Mittlerweile war auch Mutter Schwan mit ihren drei Küken herbeigekommen, um die Arbeiten an vielleicht Gerüst oder Schienen zu betrachten. Die Karnickel auf der Wiese hingegen mümmelten völlig unberührt weiter vor sich hin.
"Dass Sie das hier im Berufsverkehr machen müssen!", sagte ein Mann mit Laptoptasche auf dem Gepäckträger. "Ja, muss ich auch Beruf machen", antwortete der Brückenbauarbeiter. "Als ob man das vergleichen könnte!" rief Laptopman. "Ich muss ins Büro! Das ist wohl etwas dringender!" "Bauen Sie größere Brücken?" fragte ich, aber in diesem Moment fuhr ein Radfahrer mit Schwung hinten in die Menschentraube, bremste mit quietschenden Reifen und schrie "Ihr Wichser! Das ist ein Radweg!!" - "Arschloch!" brüllte ein anderer, warf sein Rad auf die Wiese und es gab Gerangel. "Ist gleich fertig!" sagte der Brückenbauarbeiter.
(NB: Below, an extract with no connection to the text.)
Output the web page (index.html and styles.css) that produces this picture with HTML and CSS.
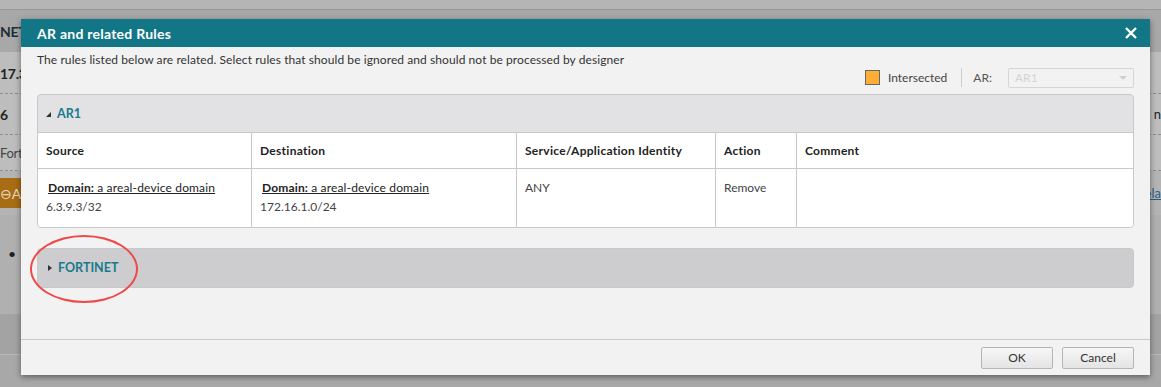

"Ich fahr jetzt, ist doch nur Wasser!" rief eine Frau mit Dutt und Kostüm. "Feuer und Wasser", sagten einige Umstehenden. Die Frau fuhr um den Brückenbauarbeiter herum und unter der Brücke durch, von oben kam ein Funkenregen, wir rochen verschmortes Horn. "Jetzt fahren Sie schon!!" drängelte es von hinten. Ein Dutzend Radfahrer schlängelten sich um die Absperrung und fuhren durch den Regen unter der Brücke.
"Ist nicht gut! Doch nur kurz!", rief der Brückenbauarbeiter. Aber es war vergeblich. Von etwa fünfzig Leuten konnte nur ein Bruchteil noch etwas Zeit aufbringen, um in der morgendlichen Sommerluft am Flussufer den Schwänen, den Karnickeln und dem Bau von Schienen oder Gerüst, vielleicht, zuzuschauen. Die übrigen wollten keinesfalls auch nur eine weitere Minute Aufschub des Bürotages in Kauf nehmen und fuhren mit ihren Anzügen und Kostümen durch den Wasser- und Funkenregen.
"Alle irre", sagte ich zum Brückenbauarbeiter. "Irre?", sagte er fragend. "Verrückt", erklärte ich mit gängiger Geste. "Bekloppt. Haben einen Vogel." Wir schauten noch einen Moment Familie Schwan zu, ein paar weitere Radfahrer fuhren durch Feuer und Wasser. Der Brückenbauarbeiter stieß mich mit haarigem Unterarm an: "Alle irre, ja?!" Ich nickte. Er rieb sich die Hände.
Dann kam von oben das Signal. "Fertig", sagte der Brückenbauarbeiter und trat aus dem Weg.